As the month of June rolls upon us, marking the end of the traditional harvesting time, we pause for reflection as the constellation of Matariki will soon reappear in the sky to mark the start of the Māori New Year – a time for remembering the past, reflecting on the present, and gathering hopes for new beginnings. At Wellington Central Library we have organised the following free events and promotions to mark and celebrate Matariki.

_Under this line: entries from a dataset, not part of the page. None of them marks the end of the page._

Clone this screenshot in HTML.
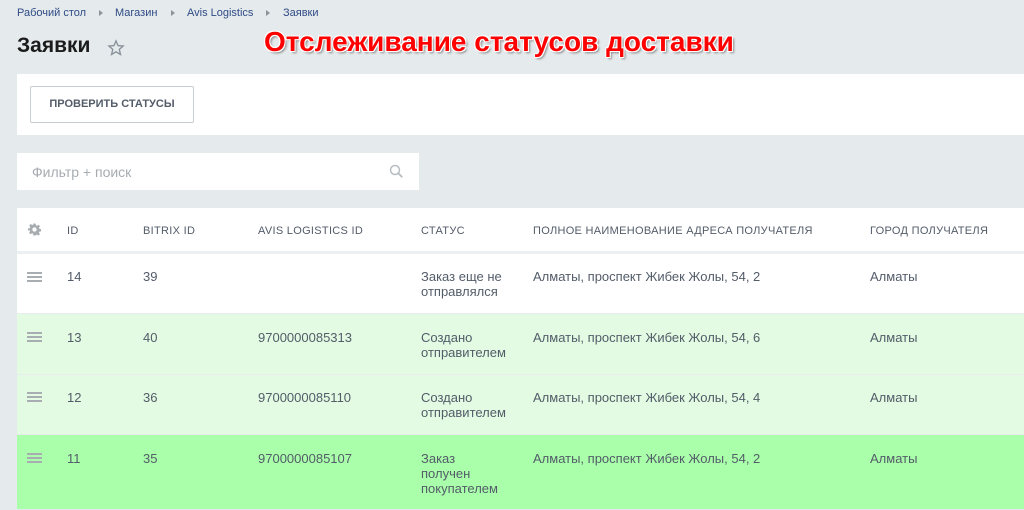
<!DOCTYPE html>
<html><head><meta charset="utf-8"><style>
*{margin:0;padding:0;box-sizing:border-box}
body{width:1024px;height:510px;overflow:hidden;background:#e5eaec;font-family:"Liberation Sans",Arial,sans-serif;position:relative}
.a{position:absolute;white-space:nowrap}
.bc{top:7px;font-size:11px;color:#2f4a86}
.arr{top:10px;width:0;height:0;border-left:4px solid #8c9399;border-top:3px solid transparent;border-bottom:3px solid transparent}
.hd{font-size:11px;color:#535c69;letter-spacing:.3px;top:225px}
.c{font-size:13px;color:#535c69;line-height:15px;white-space:normal}
.row{position:absolute;left:17px;width:1007px}
.burg{position:absolute;left:10px;width:15px;height:2px;background:#a8adb2}
</style></head><body>
<div class="a bc" style="left:17px">Рабочий стол</div><div class="a arr" style="left:99px"></div>
<div class="a bc" style="left:115px">Магазин</div><div class="a arr" style="left:171px"></div>
<div class="a bc" style="left:187px">Avis Logistics</div><div class="a arr" style="left:266px"></div>
<div class="a bc" style="left:283px">Заявки</div>
<div class="a" style="left:17px;top:34px;font-size:21px;font-weight:bold;color:#1b1b1b">Заявки</div>
<svg class="a" style="left:107px;top:39px" width="18" height="18" viewBox="0 0 24 24"><path d="M12 2.5l2.8 6.3 6.8.6-5.2 4.5 1.6 6.7L12 17l-5.9 3.6 1.6-6.7L2.5 9.4l6.8-.6z" fill="none" stroke="#8a9299" stroke-width="1.8"/></svg>
<div class="a" style="left:264px;top:26px;font-size:28px;font-weight:bold;color:#f00;text-shadow:-1px -1px 0 #fff,1px -1px 0 #fff,-1px 1px 0 #fff,1px 1px 0 #fff,2px 2px 2px #888;letter-spacing:0px">Отслеживание статусов доставки</div>
<div class="a" style="left:17px;top:74px;width:1007px;height:61px;background:#fff"></div>
<div class="a" style="left:30px;top:86px;width:164px;height:37px;border:1px solid #c6cdd3;border-radius:2px;background:#fff;font-size:11px;font-weight:bold;color:#535c69;text-align:center;line-height:35px">ПРОВЕРИТЬ СТАТУСЫ</div>
<div class="a" style="left:17px;top:153px;width:402px;height:37px;background:#fff"></div>
<div class="a" style="left:32px;top:164px;font-size:14px;color:#a6acb2">Фильтр + поиск</div>
<svg class="a" style="left:389px;top:164px" width="15" height="15" viewBox="0 0 15 15"><circle cx="6" cy="6" r="4.5" fill="none" stroke="#b8bdc2" stroke-width="1.5"/><path d="M9.3 9.3l4 4" stroke="#b8bdc2" stroke-width="1.8"/></svg>
<div class="row" style="top:208px;height:43px;background:#fff"></div>
<div class="row" style="top:251px;height:3px;background:#edf0f2"></div>
<svg class="a" style="left:28px;top:223px" width="13" height="13" viewBox="0 0 24 24"><path fill="#a8adb2" d="M10 1h4l.6 3.2 2 .9 2.7-1.9 2.8 2.8-1.9 2.7.9 2 3.2.6v4l-3.2.6-.9 2 1.9 2.7-2.8 2.8-2.7-1.9-2 .9L14 23h-4l-.6-3.2-2-.9-2.7 1.9-2.8-2.8 1.9-2.7-.9-2L0 14v-4l3.2-.6.9-2-1.9-2.7 2.8-2.8 2.7 1.9 2-.9zM12 8a4 4 0 100 8 4 4 0 000-8z"/></svg>
<div class="a hd" style="left:67px">ID</div>
<div class="a hd" style="left:143px">BITRIX ID</div>
<div class="a hd" style="left:258px">AVIS LOGISTICS ID</div>
<div class="a hd" style="left:421px">СТАТУС</div>
<div class="a hd" style="left:533px">ПОЛНОЕ НАИМЕНОВАНИЕ АДРЕСА ПОЛУЧАТЕЛЯ</div>
<div class="a hd" style="left:870px">ГОРОД ПОЛУЧАТЕЛЯ</div>

<div class="row" style="top:254px;height:59px;background:#fff"></div>
<div class="row" style="top:313px;height:1px;background:#e8ecee"></div>
<div class="row" style="top:314px;height:60px;background:#e2fbe2"></div>
<div class="row" style="top:374px;height:1px;background:#e8ecee"></div>
<div class="row" style="top:375px;height:59px;background:#e2fbe2"></div>
<div class="row" style="top:434px;height:1px;background:#e8ecee"></div>
<div class="row" style="top:435px;height:74px;background:#aaffaa"></div>

<div class="a" style="left:0;top:0">
<div style="position:absolute;left:17px;top:272px;width:20px"><div class="burg" style="top:0"></div><div class="burg" style="top:4px"></div><div class="burg" style="top:8px"></div></div>
<div style="position:absolute;left:17px;top:332px;width:20px"><div class="burg" style="top:0"></div><div class="burg" style="top:4px"></div><div class="burg" style="top:8px"></div></div>
<div style="position:absolute;left:17px;top:392px;width:20px"><div class="burg" style="top:0"></div><div class="burg" style="top:4px"></div><div class="burg" style="top:8px"></div></div>
<div style="position:absolute;left:17px;top:453px;width:20px"><div class="burg" style="top:0"></div><div class="burg" style="top:4px"></div><div class="burg" style="top:8px"></div></div>
</div>

<div class="a c" style="left:67px;top:269px">14</div>
<div class="a c" style="left:143px;top:269px">39</div>
<div class="a c" style="left:421px;top:269px;width:100px">Заказ еще не отправлялся</div>
<div class="a c" style="left:533px;top:269px">Алматы, проспект Жибек Жолы, 54, 2</div>
<div class="a c" style="left:870px;top:269px">Алматы</div>

<div class="a c" style="left:67px;top:330px">13</div>
<div class="a c" style="left:143px;top:330px">40</div>
<div class="a c" style="left:258px;top:330px">9700000085313</div>
<div class="a c" style="left:421px;top:330px;width:100px">Создано отправителем</div>
<div class="a c" style="left:533px;top:330px">Алматы, проспект Жибек Жолы, 54, 6</div>
<div class="a c" style="left:870px;top:330px">Алматы</div>

<div class="a c" style="left:67px;top:390px">12</div>
<div class="a c" style="left:143px;top:390px">36</div>
<div class="a c" style="left:258px;top:390px">9700000085110</div>
<div class="a c" style="left:421px;top:390px;width:100px">Создано отправителем</div>
<div class="a c" style="left:533px;top:390px">Алматы, проспект Жибек Жолы, 54, 4</div>
<div class="a c" style="left:870px;top:390px">Алматы</div>

<div class="a c" style="left:67px;top:451px">11</div>
<div class="a c" style="left:143px;top:451px">35</div>
<div class="a c" style="left:258px;top:451px">9700000085107</div>
<div class="a c" style="left:421px;top:451px;width:70px">Заказ получен покупателем</div>
<div class="a c" style="left:533px;top:451px">Алматы, проспект Жибек Жолы, 54, 2</div>
<div class="a c" style="left:870px;top:451px">Алматы</div>
</body></html>
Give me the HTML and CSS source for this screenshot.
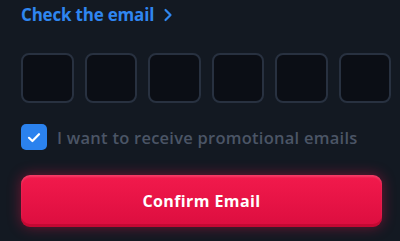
FILE: index.html
```html
<!DOCTYPE html>
<html>
<head>
<meta charset="utf-8">
<link rel="stylesheet" href="styles.css">
</head>
<body>
<div class="panel">
  <a class="check-link">Check the email
    <svg class="chev" width="10" height="14" viewBox="0 0 10 14"><path d="M2.5 2 L7.5 7 L2.5 12" fill="none" stroke="#2f86f0" stroke-width="2.2" stroke-linecap="round" stroke-linejoin="round"/></svg>
  </a>
  <div class="code-row">
    <div class="code-box"></div>
    <div class="code-box"></div>
    <div class="code-box"></div>
    <div class="code-box"></div>
    <div class="code-box"></div>
    <div class="code-box"></div>
  </div>
  <label class="promo">
    <span class="checkbox">
      <svg width="14" height="11" viewBox="0 0 14 11"><path d="M2 5.8 L5.4 9 L12 2.2" fill="none" stroke="#fff" stroke-width="2.2" stroke-linecap="round" stroke-linejoin="round"/></svg>
    </span>
    <span class="promo-text">I want to receive promotional emails</span>
  </label>
  <button class="confirm">Confirm Email</button>
</div>
</body>
</html>
```
FILE: styles.css
```css
html, body {
  margin: 0;
  padding: 0;
  background: #131922;
  width: 400px;
  height: 241px;
  overflow: hidden;
}
.panel {
  padding: 2px 0 0 21px;
  font-family: "Open Sans", sans-serif;
  display: flex;
  flex-direction: column;
}
.check-link {
  color: #2f86f0;
  font-size: 17px;
  font-weight: 700;
  display: flex;
  align-items: center;
  gap: 9px;
  height: 24px;
  letter-spacing: -0.2px;
}
.chev { margin-top: 1px; }
.code-row {
  display: flex;
  gap: 11px;
  width: 370px;
  margin-top: 27px;
}
.code-box {
  flex: 1;
  height: 50px;
  box-sizing: border-box;
  border: 2px solid #283140;
  border-radius: 8px;
  background: #0b0e15;
}
.promo {
  display: flex;
  align-items: center;
  gap: 10px;
  margin-top: 21px;
}
.checkbox {
  width: 26px;
  height: 26px;
  border-radius: 5px;
  background: #2b82ee;
  display: flex;
  align-items: center;
  justify-content: center;
}
.promo-text {
  color: #4b5566;
  font-size: 16.5px;
  font-weight: 600;
  letter-spacing: 0.25px;
}
.confirm {
  margin-top: 25px;
  width: 361px;
  height: 52px;
  border: none;
  border-radius: 9px;
  background: linear-gradient(180deg, #f21a4c 0%, #dc0d3f 100%);
  box-shadow: 0 0 14px rgba(230, 20, 70, 0.45), inset 0 -3px 0 rgba(150, 0, 30, 0.35), inset 0 2px 2px rgba(255, 255, 255, 0.15);
  color: #ffffff;
  font-family: "Open Sans", sans-serif;
  font-size: 16px;
  font-weight: 700;
  letter-spacing: 0.4px;
  padding: 0;
}
```
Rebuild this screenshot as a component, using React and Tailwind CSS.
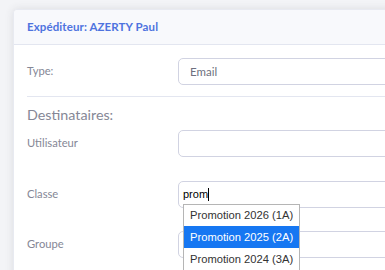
export default function App() {
  return (
    <div className="w-[385px] h-[270px] overflow-hidden bg-[#f3f4f7] pt-[9px] pl-[13px]" style={{ fontFamily: 'Lato, "Open Sans", sans-serif' }}>
      <div className="w-[420px] h-[300px] bg-white rounded-[4px] shadow-[0_0_8px_rgba(58,59,69,0.12)] border border-[#e8eaf1]">
        <div className="h-[35px] bg-[#f8f9fc] border-b border-[#e3e6f0] flex items-center pl-[13px] rounded-t-[4px]">
          <span className="text-[11.5px] font-bold text-[#4e73df] tracking-[0.1px]">Expéditeur: AZERTY Paul</span>
        </div>
        <div className="pl-[13px] pt-[13px]">
          <div className="flex items-center h-[27px]">
            <div className="w-[151px] text-[11.2px] text-[#858796]">Type:</div>
            <div className="flex-1 h-[27px] border border-[#d1d3e2] rounded-[5px] flex items-center pl-[11px] text-[11.5px] text-[#6e707e]">Email</div>
          </div>
          <div className="border-t border-[#e3e6f0] mt-[11px]"></div>
          <div className="mt-[8px] text-[14.3px] text-[#858796] leading-[20px]">Destinataires:</div>
          <div className="flex items-center h-[27px] mt-[5px]">
            <div className="w-[151px] text-[11.2px] text-[#858796]">Utilisateur</div>
            <div className="flex-1 h-[27px] border border-[#d1d3e2] rounded-[5px]"></div>
          </div>
          <div className="flex items-center h-[27px] mt-[24px]">
            <div className="w-[151px] text-[11.2px] text-[#858796]">Classe</div>
            <div className="relative flex-1 h-[27px] border border-[#d1d3e2] rounded-[5px] flex items-center pl-[4px]">
              <span className="text-[11px] text-black leading-none" style={{ fontFamily: '"Liberation Sans", Arial, sans-serif' }}>prom</span>
              <span className="w-[1px] h-[13px] bg-black"></span>
              <div className="absolute left-[4px] top-[22px] w-[117px] bg-white border border-[#b5b5b5] z-10 text-[11.2px] text-[#333] whitespace-nowrap" style={{ fontFamily: '"Liberation Sans", Arial, sans-serif' }}>
                <div className="h-[21px] flex items-center pl-[6px]">Promotion 2026 (1A)</div>
                <div className="h-[22px] flex items-center pl-[6px] bg-[#1677f2] text-white">Promotion 2025 (2A)</div>
                <div className="h-[22px] flex items-center pl-[6px]">Promotion 2024 (3A)</div>
              </div>
            </div>
          </div>
          <div className="flex items-center h-[27px] mt-[23px]">
            <div className="w-[151px] text-[11.2px] text-[#858796]">Groupe</div>
            <div className="flex-1 h-[27px] border border-[#d1d3e2] rounded-[5px]"></div>
          </div>
        </div>
      </div>
    </div>
  );
}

  • Emerging Winter Food Traditions
    Our first event is about food preservation and fermentation which fits so well with Matariki as the time following harvest.
  • An introduction to whakapapa research resources
    The next event is a look at resources for researching whakapapa and some examples of how these resources can be used, this again fits with the ideas of whānau coming together at Matariki.
  • He Taonga te Reo – What’s in a name?
    A presentation on the intricacies of naming places in today’s democratic society :  he kōrero by Neavin Broughton
  • #MatarikiMash
    In the lead up to Matariki we will also be running our twitter word play promotion “Matariki Mash” from 11 June where we invite you to play along by creating a story that uses the four selected Māori words for the day (don’t forget the hashtag #matarikimash).

Here are some more details about these events.

Monday 18 June
Central Library – Ground Floor, 12.30 pm
Emerging winter food traditions

Matariki poster 1 - Emerging Winter Food Traditions

For this korero we have invited Kelda Hains and Lois Daish who will engage in a structured conversation on themes that include the popular and trending topics of preservation and fermentation.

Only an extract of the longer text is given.